Now with 12 years of service that has seen the JF-17 amass over 40,000 flying hours, the aircraft is much more mature. With over 100 operational jets encompassing a variety of roles: air defense, air-to-ground and maritime strike, the PAF has substantial confidence not just in the aircraft but its people, as well. On 27th February 2019, during the strikes on India, the Thunder proved its worth and played a key role in the success of PAF’s ‘Operation Swift Retort’.
This year’s detachment to Paris Air Show, which took place from 17th to 23rd June was headed by Gp Capt Nauman Ali, a veteran JF-17 pilot and former OC of No 16 Sqn. He was supported by another JF-17 stalwart Gp Capt Azkaar ul Hussnain who flew the aircraft at Zhuhai Airshow in 2010. Both are veteran pilots, unsurprisingly, there is little these two pilots don’t know about the jet. The author was fortunate enough to fly in an air-to-air sortie with them, when they were Squadron Leaders serving No 16 Squadron, during Exercise High Mark 2010.
The whole detachment, comprising PAF air and ground crew left Pakistan on 9th June, then headed over to the Arabian Gulf, for a night-stop at Dhahran (Saudi Arabia), before leaving for Tabuk (Saudi Arabia) and a night-stop at Izmir-Cigli (Turkey). Pratica di Mare (Italy) was the next fuel stop before landing at Paris on the 11th. The unit tasked to take the Thunder to Paris, No 2 (Multirole) Squadron stood up just over three years ago, in April 2016. Leading the unit to arguably the world’s biggest aerospace show was the responsibility of Wg Cdr Jawad Gilani, the current OC.
Along with Wg Cdr Zeeshan Baryar and Sqn Ldr Bilal Raza, he led the three JF-17s from Karachi to Paris. The OC told the author, “It all went according to plan with plenty of time to prepare for the air show itself.”
In Paris, the two display pilots were the experienced Wg Cdr Zeeshan Baryar and Sqn Ldr Syed Sibtain. They carried out their practice demonstrations on June 13th and 14th and took turns to fly in the air show. Because of safety regulations, the aircraft were not allowed to manoeuvre at less than 1,500ft during the display. While the impressive JF-17 take-off we usually see at the shows was watered-down, Wg Cdr Baryar confided to the author that he reached 8G in the jet during the six-minute display. Baryar and Sibtain have joined an elite group of nine JF-17 pilots that have displayed the aircraft overseas, but Paris marks Baryar’s last show, having launched his career at Zhuhai Air Show 2016.
One JF-17 was displayed in the static show surrounded by a plethora of missiles and weapons that have been integrated on the jet. Two JF-17s were used for the flying display (one in Pakistan’s national colours and other in standard grey scheme). The green jet had a UAV kill marking on the left side of the cockpit. The drone was detected by radar flying over Panjgur Province on the night of 18th June, 2017 and was subsequently shot down with a PL-5EII, fired by Sqn Ldr Zeeshan Khan. Several such UAVs have suffered a similar fate in the past, after being tracked by the PAF but this was the first time the author had seen such markings on the side of a JF-17.

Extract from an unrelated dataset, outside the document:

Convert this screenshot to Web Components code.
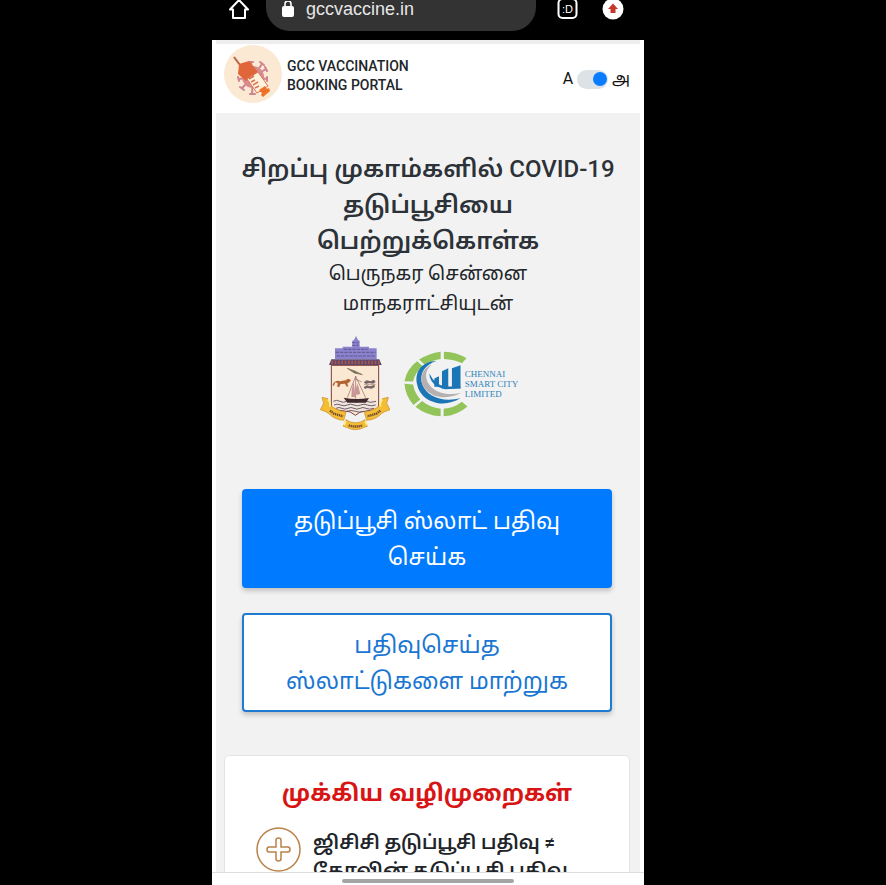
<!DOCTYPE html>
<html lang="ta">
<head>
<meta charset="utf-8">
<meta name="viewport" content="width=device-width, initial-scale=1">
<title>GCC Vaccination Booking Portal</title>
<style>
html,body{height:100%;margin:0;background:#000}
body{font-family:Roboto,"Noto Sans Tamil","Noto Sans",sans-serif;color:#212529;overflow:hidden}
.latin{font-weight:500}
</style>
</head>
<body>
<phone-screen>
  <browser-bar slot="top" url="gccvaccine.in"></browser-bar>
  <portal-header>GCC VACCINATION<br>BOOKING PORTAL</portal-header>
  <portal-hero>
    <span slot="title">சிறப்பு முகாம்களில் <span class="latin">COVID-19</span><br>தடுப்பூசியை<br>பெற்றுக்கொள்க</span>
    <span slot="subtitle">பெருநகர சென்னை<br>மாநகராட்சியுடன்</span>
  </portal-hero>
  <action-button primary>தடுப்பூசி ஸ்லாட் பதிவு<br>செய்க</action-button>
  <action-button>பதிவுசெய்த<br>ஸ்லாட்டுகளை மாற்றுக</action-button>
  <guide-card>
    <span slot="title">முக்கிய வழிமுறைகள்</span>
    ஜிசிசி தடுப்பூசி பதிவு ≠<br>கோவின் தடுப்பூசி பதிவு
  </guide-card>
</phone-screen>
<script>
const define = (name, html, setup) => customElements.define(name, class extends HTMLElement {
  constructor() {
    super();
    const t = document.createElement('template');
    t.innerHTML = html;
    this.attachShadow({mode: 'open'}).append(t.content.cloneNode(true));
  }
  connectedCallback() { if (setup) setup(this, this.shadowRoot); }
});

define('phone-screen', `
<style>
:host{display:grid;grid-template-columns:212fr 432fr 242fr;height:100vh}
.phone{grid-column:2;display:flex;flex-direction:column;min-width:0;height:100vh;overflow:hidden;background:#fff}
main{flex:1;min-height:0;overflow:hidden;margin:0 4px;background:#f2f2f2;border-top:4px solid #eee;box-sizing:border-box}
footer{flex:none;height:13px;display:flex;justify-content:center;align-items:center;padding-top:3px;border-top:1px solid #ddd;box-sizing:border-box;background:#fff}
footer i{width:40%;height:4px;border-radius:2px;background:#a4a4a4}
</style>
<div class="phone"><slot name="top"></slot><main><slot></slot></main><footer><i></i></footer></div>`);

define('browser-bar', `
<style>
:host{display:flex;flex:none;align-items:flex-start;justify-content:space-between;height:40px;padding:0 20px 0 16px;box-sizing:border-box;background:#000;color:#e8e8e8}
button{all:unset;display:block;height:20px}
svg{display:block}
label{display:flex;align-items:center;gap:12px;flex:1;height:31px;margin:0 20px 0 16px;padding:0 16px 14px;box-sizing:border-box;border-radius:0 0 24px 24px;background:#333}
input{all:unset;flex:1;min-width:0;font:18px/20px "Liberation Sans",sans-serif;color:#e6e6e6}
.r{display:flex;gap:24px}
</style>
<button aria-label="Home"><svg width="22" height="20" viewBox="0 0 22 20" fill="none" stroke="#fff" stroke-width="2"><path d="M2 9.500 11 0l9 9.500h-3V18H5V9.500z" stroke-linejoin="round"/></svg></button>
<label><svg width="12" height="16" viewBox="0 0 12 16"><rect y="5" width="12" height="11" rx="2" fill="#fff"/><path d="M3 6V3a3 3 0 0 1 6 0v3" fill="none" stroke="#fff" stroke-width="1.600"/></svg><input aria-label="Address" size="10"></label>
<div class="r">
<button aria-label="Tabs"><svg width="22" height="20" viewBox="0 0 22 20"><rect x="2.500" y="-1" width="18" height="19" rx="4" fill="none" stroke="#fff" stroke-width="2"/><text x="11.500" y="13" text-anchor="middle" font-family="Liberation Sans" font-size="11" fill="#fff">:D</text></svg></button>
<button aria-label="Update"><svg width="22" height="20" viewBox="0 0 22 20"><circle cx="11" cy="9" r="10.500" fill="#fff"/><path d="m11 3.500 5 5.500h-2.500v4h-5V9H6z" fill="#c5362b"/></svg></button>
</div>`, (el, root) => { root.querySelector('input').value = el.getAttribute('url'); });

define('portal-header', `
<style>
:host{display:flex;align-items:flex-start;justify-content:space-between;height:69px;padding:1px 10px 0 8px;box-sizing:border-box;background:#fff}
.brand{display:flex;gap:5px}
svg{display:block;flex:none}
h1{margin:12px 0 0;font-size:14px;line-height:19px;font-weight:500}
label{display:flex;align-items:center;gap:4px;margin-top:22px;font-size:16px;line-height:24px;color:#111}
input{appearance:none;margin:0;width:31px;height:19px;border-radius:10px;background:#dce2e6;display:flex;justify-content:flex-end;align-items:center;padding:0 1px;box-sizing:border-box}
input::before{content:"";width:14px;height:14px;border-radius:50%;background:#0a7cff}
input:not(:checked){justify-content:flex-start}
</style>
<div class="brand"><svg width="58" height="58" viewBox="0 0 58 58">
<circle cx="29" cy="29" r="29" fill="#fbe9d3"/>
<g fill="none" stroke="#cf8290" stroke-width="2" stroke-linecap="round"><path d="M29 32 27 18M29 32l9-13M29 32l13-8M29 32l14 2M29 32 15 34M29 32 18 43M29 32l-1 17M29 32l8 14M25 17h4M36 17l4 3M41 22l2 4M43 32v4M14 32l1 4M16 42l4 3M26 49h5"/></g>
<circle cx="29" cy="32" r="11" fill="#d68c91"/>
<path d="m10 12 9 12" stroke="#b66343" stroke-width="2"/>
<path d="m15 19 10-3 9 11-12 9-8-7z" fill="#e1653a"/>
<path d="m23 34 11-7 10 14-11 7z" fill="#fff1db" stroke="#db7452"/>
<path d="m25 34 5-3m-3 6 4-2m-2 5 5-3m-3 6 4-2" stroke="#db7452" stroke-width="1.500"/>
<path d="m35 45 6-4 2 3 2-1 1 3-7 6-2-2 1-2z" fill="#ef7128"/></svg>
<h1><slot></slot></h1></div>
<label><span>A</span><input type="checkbox" role="switch" checked aria-label="தமிழ்"><span>அ</span></label>`);

define('smart-city-logo', `
<style>
:host{display:flex;align-items:center;font:9px/10px "Liberation Serif",serif;color:#2f83ba;text-align:left;white-space:nowrap}
svg{display:block;overflow:visible}
</style>
<svg width="62" height="68" viewBox="25 45 186 205">
<g fill="#92c45a"><path d="M148 50Q187 51 216 70L202 85Q178 73 148 72z"/><path d="M138 50Q103 54 73 74L91 90Q113 75 138 72z"/><path d="M67 79Q36 102 29 139L55 140Q61 112 84 94z"/><path d="M29 147Q32 184 56 211L77 194Q59 174 55 149z"/><path d="M62 216Q94 242 138 245V222Q106 219 82 199z"/><path d="M147 245Q188 242 219 215L202 201Q178 220 147 222z"/></g>
<path d="M126 78C79 79 59 113 67 148c9 51 77 77 131 42-52 15-103-4-116-43-9-31 8-58 44-69z" fill="#1c75b5"/>
<path d="M112 88c-33 15-41 50-20 75 25 30 74 30 108 12-41 8-78 0-96-25-16-22-12-45 8-62z" fill="#b5b1b1"/>
<path d="M104 116c0 22 18 43 48 47l46-2v-6h-44q-32-2-50-39z" fill="#1c75b5"/>
<path d="m119 131 14-7v32h-14zm23-22 19-9v61h-19zm30-9 26-9v69h-26z" fill="#1c75b5"/></svg>
<span>CHENNAI<br>SMART CITY<br>LIMITED</span>`);

define('corporation-crest', `
<style>:host{display:block}svg{display:block}</style>
<svg width="70" height="100" viewBox="30 25 210 300" role="img" aria-label="Greater Chennai Corporation">
<path d="M75 100V68h23v-5h29V45l5-2 6-12 6 12 5 2v18h28v5h23v32z" fill="#8b82cc"/>
<path d="M77 80h120M80 91h115M101 71h72M126 51h20M126 59h20" stroke="#605798" stroke-width="3" stroke-dasharray="10 3"/>
<path d="M64 101h144l7 17H57z" fill="#584674"/><path d="M64 110h145" stroke="#a85742" stroke-width="11" stroke-dasharray="5 5"/>
<path d="M64 119h142v119q0 11-14 14l-41 7-15 10-15-10-43-7q-14-3-14-14z" fill="#fae8d3" stroke="#7e4034" stroke-width="3"/>
<path d="M70 224h130v18q-2 7-14 9l-37 5-13 8-13-8-39-5q-14-2-14-9z" fill="#eee5df"/>
<path d="M70 227q10-6 20 0t20 0 20 0 20 0 20 0 28 0M72 238q10-5 20 0t20 0 20 0 20 0 20 0 25 0M78 248q9-5 18 0t18 0 18 0 18 0 18 0 24 0M109 257q15-5 28 0t24 0" stroke="#755d64" stroke-width="3" fill="none"/>
<path d="M101 216q36 8 76 1l-9 14h-56z" fill="#40292c"/>
<path d="M137 219V151m-25 65 25-64 30 64M137 160l18 9" stroke="#92636a" stroke-width="2" fill="none"/><path d="M131 168q-8 23-7 46h13zM143 174q-9 17-4 34l12-3z" fill="#c99695"/>
<path d="m112 128 22 8 23 11-24-5z" fill="#756d59" stroke="#756d59" stroke-width="2"/>
<path d="M72 170q10-8 18-3l17-3 7-5 9 4-5 7-6 3 3 10-6-1-4-8-13 1-5 10-5-2 1-10-7-3-4 10-5-1z" fill="#b36332"/>
<path d="m161 170 9-6 12 3 10-5 5 7-8 5-11-2-10 3zm0 14 10-5 9 3 13-5 2 7-10 5-13-2-7 3z" fill="#766766"/><path d="M162 176h35" stroke="#b89c8c" stroke-width="3"/>
<g fill="#f3bd36" stroke="#c88a22" stroke-width="2"><path d="m31 252 10-19-5-18 18 4q4 20 18 28 15 9 36 13l-7 24q-28-2-44-20l-10-6z"/><path d="m240 252-10-19 5-18-18 4q-4 20-18 28-15 9-36 13l7 24q28-2 44-20l10-6z"/><path d="m108 282 13 7q16 5 31 0l13-7 7 20-9 3q-26 14-54 0l-9-3z"/></g>
<path d="M54 221q8 9 6 22M217 221q-8 9-6 22M107 285l-4 14M166 285l5 14" stroke="#fff08d" stroke-width="5" fill="none"/>
<path d="m60 255 12 9 27 8m112-17-12 9-27 8M116 299q20 7 42 0" fill="none" stroke="#6b4831" stroke-width="7" stroke-dasharray="4 2"/>
</svg>`);

define('portal-hero', `
<style>
:host{display:flex;flex-direction:column;align-items:center;padding:38px 8px 0;text-align:center}
h2{margin:0;font-size:24px;line-height:36px;font-weight:600;color:#2c3238;white-space:nowrap}
p{margin:0;font-size:19px;line-height:30px;white-space:nowrap}
.logos{display:flex;align-items:center;gap:13px;margin-top:15px;height:100px;padding-right:18px}
</style>
<h2><slot name="title"></slot></h2><p><slot name="subtitle"></slot></p>
<div class="logos"><corporation-crest></corporation-crest><smart-city-logo></smart-city-logo></div>`);

define('action-button', `
<style>
:host{display:block;padding:0 28px 0 26px;margin-top:25px}
:host([primary]){margin-top:55px}
button{display:block;width:100%;padding:13px 0 10px;border:2px solid #1f7bd0;border-radius:4px;background:#fff;color:#1976d2;font:inherit;font-size:23px;line-height:36px;box-shadow:0 3px 5px rgba(0,0,0,.2)}
:host([primary]) button{background:#007bff;border-color:#007bff;color:#fff}
</style>
<button type="button"><slot></slot></button>`);

define('guide-card', `
<style>
:host{display:block;margin:43px 10px 0 8px;padding:20px 0 30px;border:1px solid #e4e4e4;border-radius:5px;background:#fff}
h2{margin:0;text-align:center;font-size:23px;line-height:36px;font-weight:700;color:#d71515}
.row{display:flex;gap:12px;padding:15px 0 0 31px}
svg{flex:none;display:block}
p{margin:2px 0 0;font-size:19px;line-height:28px;font-weight:600;white-space:nowrap}
</style>
<h2><slot name="title"></slot></h2>
<div class="row"><svg width="45" height="45" viewBox="0 0 45 45" fill="none" stroke="#b98248" stroke-width="1.500"><circle cx="22.500" cy="22.500" r="21.500"/><path d="M20 13q0-2 2.500-2t2.500 2v7h7q2 0 2 2.500T32 25h-7v7q0 2-2.500 2T20 32v-7h-7q-2 0-2-2.500t2-2.500h7z"/></svg><p><slot></slot></p></div>`);
</script>
</body>
</html>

After three years of absence, Exercise Anatolian Eagle took place at Konya Air Base from 17th to 28th June and saw the JF-17 making its first appearance at a NATO exercise. Under the command of Gp Capt Ghazi Salahuddin, five JF-17 Thunder aircraft along with combat air and ground crew, technicians and maintenance crew participated in the exercise. No 28 Multirole Sqn ‘Phoenix’ was tasked with this huge responsibility, coming 14 months after standing up as a fighter squadron on 28th February, 2018. Other than PAF, this year’s international Anatolian Eagle 2019 Training Exercise included various air forces from around the world. Azerbaijan Air Force participated with 3 observers, U.S. Air Force with 6 x F-15Es, Italian Air Force with 3 x AMX A-11s, Qatar Air Force with 1 x C-17 and 1 x C-130J, NATO with 1 x E-3A, Royal Jordanian Air Force with 3 x F-16AM/BMs, Turkish Naval Force with 2 x Frigates and 1 Torpedo Boat. Turkish Air Force attended the event with 6 x F4E-2020s of the 111st Squadron, F-16C/D of the 113rd, 132nd, 152nd and 161st Squadrons, with KC-135R of the 101st Squadron, with E-7T of the 131st Squadron, with CN-235M and AS-532UL of the 135th Squadron and with C-160D “MİLKAR-2U” aircraft of the 221st Squadron.
All five Block-1 jets, which have served with a mix of other units, were fitted with three large fuel tanks as they would not be involved in any air combat. But due to the length of the missions and with no air-to-air refuelling system, the extra fuel was a necessity. Working with the Blue Force, they were probably being used as an escort to protect high value assets such as the Turkish Air Force E-7T AEW&C. The exercise was conducted with an aim to share experiences and tactics between all the participating assets. It strengthened military relationships and developed inter-operability with the participants to increase training level and combat readiness.
The Anatolian Eagle exercise dates back to the late 90s, when it was established as a national air warfare exercise. Following the participation of the Turkish Air Force in Red Flag in 1997, ambitions to enhance inter-operability of the exercise grew. Subsequently, the exercise commenced in June, 2001 at Konya Air Base with participation from the Turkish Air Force, United States Air Force and Israeli Air Force.